BOWMAN: The Department of Health and Human Services has asked for up to 20,000 temporary beds from the Pentagon, and the Pentagon's looking at it right now. So - and they've been asked to provide these beds between July and the end of the year. So July's coming pretty fast, so...

KELLY: Coming up in a few weeks, yeah.

BOWMAN: Right.

KELLY: Do we know which military bases we're talking? This would be on existing military bases near the border.

BOWMAN: That's right. I'm told they're looking at the Army's Fort Bliss in Texas as well as Goodfellow Air Force Base in Texas. Those are the two places. But I'm told you could have a couple more as well because that number 20,000 is pretty big...

KELLY: Right.

BOWMAN: ...Finding space for them.

KELLY: Right, and in flux. And we're talking families, just children - do we know?

BOWMAN: This would be - HHS is asking for up to 20,000 beds for unaccompanied children.


BOWMAN: But you're right. As far as where the families would go, would that be part of this as well? Would Department of, you know, Homeland Security be asking for additional bed space for families? At this point we don't know. It's only HHS at this point.

KELLY: So are we talking barracks? I mean, we're talking 20,000 additional beds on these bases.

BOWMAN: That's right. I asked one Army officer, senior Army officer. I said, well, do you have barrack space...

KELLY: Right.

BOWMAN: ...At Fort Bliss to put all these folks in? And he said probably not. So you'd have to likely create some sort of a tent city at some point. And - but we don't have an answer to that yet.

KELLY: Another question is - we're talking unaccompanied children, thousands of unaccompanied children. What kind of facilities might be there in terms of playgrounds, facilities catering specifically to kids?

BOWMAN: Yeah. We don't have an answer to that either. During the Obama administration, they did house thousands of children for a short time at some of these very military bases, so I'm not sure exactly the facilities they created. Did the Army have a playground there or stuffed animals for these kids? We really don't have any detail right yet about what these facilities would look like.

KELLY: Has anything ever been done like this before?

BOWMAN: Well, again, during the Obama administration they did it for a short period of time. But again, it's difficult because you have to build this location. They would have to bring in maybe trailers for showers and also bathroom facilities. So...

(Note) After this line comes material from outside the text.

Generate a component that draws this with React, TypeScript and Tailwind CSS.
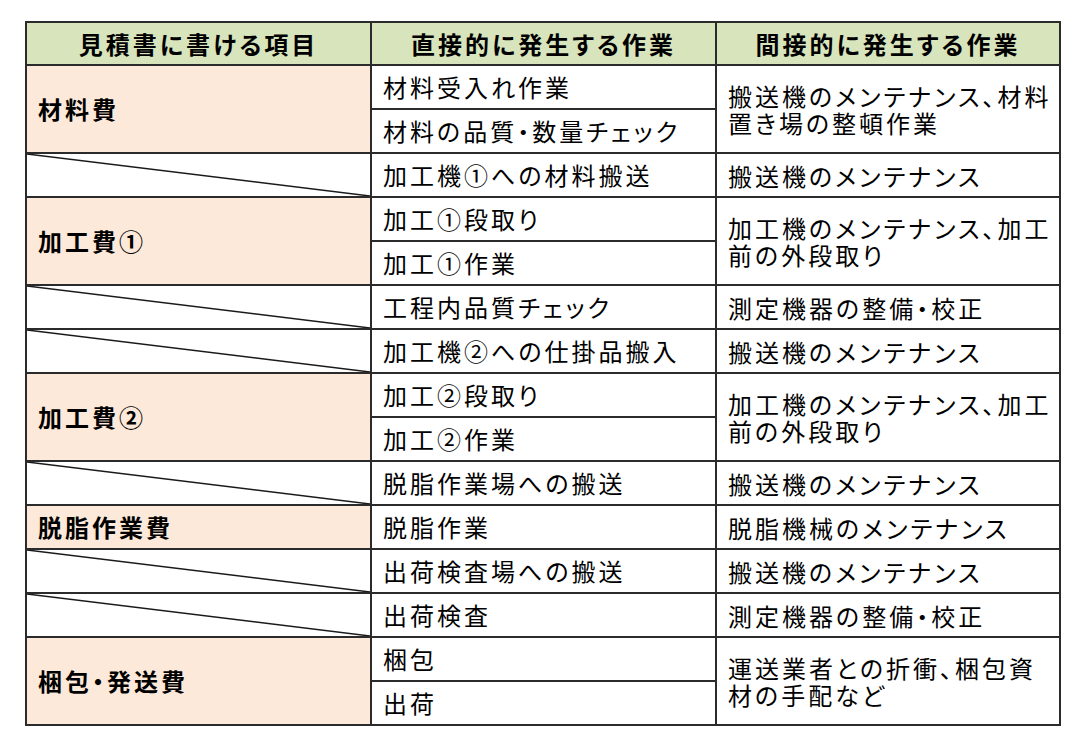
import React from 'react';

type Row = {
  item?: { label: string; span: number } | 'diag';
  direct: string;
  indirect?: { text: React.ReactNode; span: number };
};

const rows: Row[] = [
  { item: { label: '材料費', span: 2 }, direct: '材料受入れ作業', indirect: { text: <>搬送機のメンテナンス、材料<br />置き場の整頓作業</>, span: 2 } },
  { direct: '材料の品質・数量チェック' },
  { item: 'diag', direct: '加工機①への材料搬送', indirect: { text: '搬送機のメンテナンス', span: 1 } },
  { item: { label: '加工費①', span: 2 }, direct: '加工①段取り', indirect: { text: <>加工機のメンテナンス、加工<br />前の外段取り</>, span: 2 } },
  { direct: '加工①作業' },
  { item: 'diag', direct: '工程内品質チェック', indirect: { text: '測定機器の整備・校正', span: 1 } },
  { item: 'diag', direct: '加工機②への仕掛品搬入', indirect: { text: '搬送機のメンテナンス', span: 1 } },
  { item: { label: '加工費②', span: 2 }, direct: '加工②段取り', indirect: { text: <>加工機のメンテナンス、加工<br />前の外段取り</>, span: 2 } },
  { direct: '加工②作業' },
  { item: 'diag', direct: '脱脂作業場への搬送', indirect: { text: '搬送機のメンテナンス', span: 1 } },
  { item: { label: '脱脂作業費', span: 1 }, direct: '脱脂作業', indirect: { text: '脱脂機械のメンテナンス', span: 1 } },
  { item: 'diag', direct: '出荷検査場への搬送', indirect: { text: '搬送機のメンテナンス', span: 1 } },
  { item: 'diag', direct: '出荷検査', indirect: { text: '測定機器の整備・校正', span: 1 } },
  { item: { label: '梱包・発送費', span: 2 }, direct: '梱包', indirect: { text: <>運送業者との折衝、梱包資<br />材の手配など</>, span: 2 } },
  { direct: '出荷' },
];

const cell = 'border-2 border-[#2b2b2b] px-[11px] align-middle whitespace-nowrap';

export default function App() {
  return (
    <div className="min-h-screen bg-white pt-[21px] pl-[25px] font-['Noto_Sans_CJK_JP','Noto_Sans',sans-serif] text-[24px] leading-[28px] tracking-[3px] text-black [font-feature-settings:'palt']">
      <table className="w-[1034px] table-fixed border-collapse">
        <colgroup>
          <col className="w-[345px]" />
          <col className="w-[345px]" />
          <col className="w-[344px]" />
        </colgroup>
        <thead>
          <tr className="h-[43px] bg-[#d8e4bc]">
            <th className={`${cell} text-center font-bold`}>見積書に書ける項目</th>
            <th className={`${cell} text-center font-bold`}>直接的に発生する作業</th>
            <th className={`${cell} text-center font-bold`}>間接的に発生する作業</th>
          </tr>
        </thead>
        <tbody>
          {rows.map((r, i) => (
            <tr key={i} className="h-[44px]">
              {r.item === 'diag' ? (
                <td className={`${cell} relative p-0`}>
                  <svg className="absolute inset-0 h-full w-full" preserveAspectRatio="none" viewBox="0 0 100 100">
                    <line x1="0" y1="0" x2="100" y2="100" stroke="#1a1a1a" strokeWidth="1.5" vectorEffect="non-scaling-stroke" />
                  </svg>
                </td>
              ) : r.item ? (
                <td rowSpan={r.item.span} className={`${cell} bg-[#fde9d9] font-bold`}>
                  {r.item.label}
                </td>
              ) : null}
              <td className={`${cell} bg-white`}>{r.direct}</td>
              {r.indirect && (
                <td rowSpan={r.indirect.span} className={`${cell} bg-white leading-[27px]`}>
                  {r.indirect.text}
                </td>
              )}
            </tr>
          ))}
        </tbody>
      </table>
    </div>
  );
}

KELLY: And I guess in terms of this scale, the numbers.

BOWMAN: Right. The numbers are very, very large of course.

KELLY: So does the military say it's ready to do this? Are they on board?

BOWMAN: Defense Secretary Jim Mattis said, we will see what we can do here. And again, it's - they're asking - HHS is asking the Pentagon, you know, can you fulfill this? I mean, how many beds can you provide? So we don't have an answer yet from the Pentagon - oh, we can provide 20,000. They may say we can provide half of that or three-quarters of that. At this point we really don't know. But what we do know is these two bases, Fort Bliss and Goodfellow Air Force Base, are some of the ones we expect to have these temporary beds for undocumented children.

KELLY: Seems to speak to the ongoing scramble to try to figure out how to respond to the president's executive order and the ongoing flux in immigration policy and what exactly...

BOWMAN: That's absolutely right.

KELLY: ...Is happening at the border. NPR's Tom Bowman, thank you.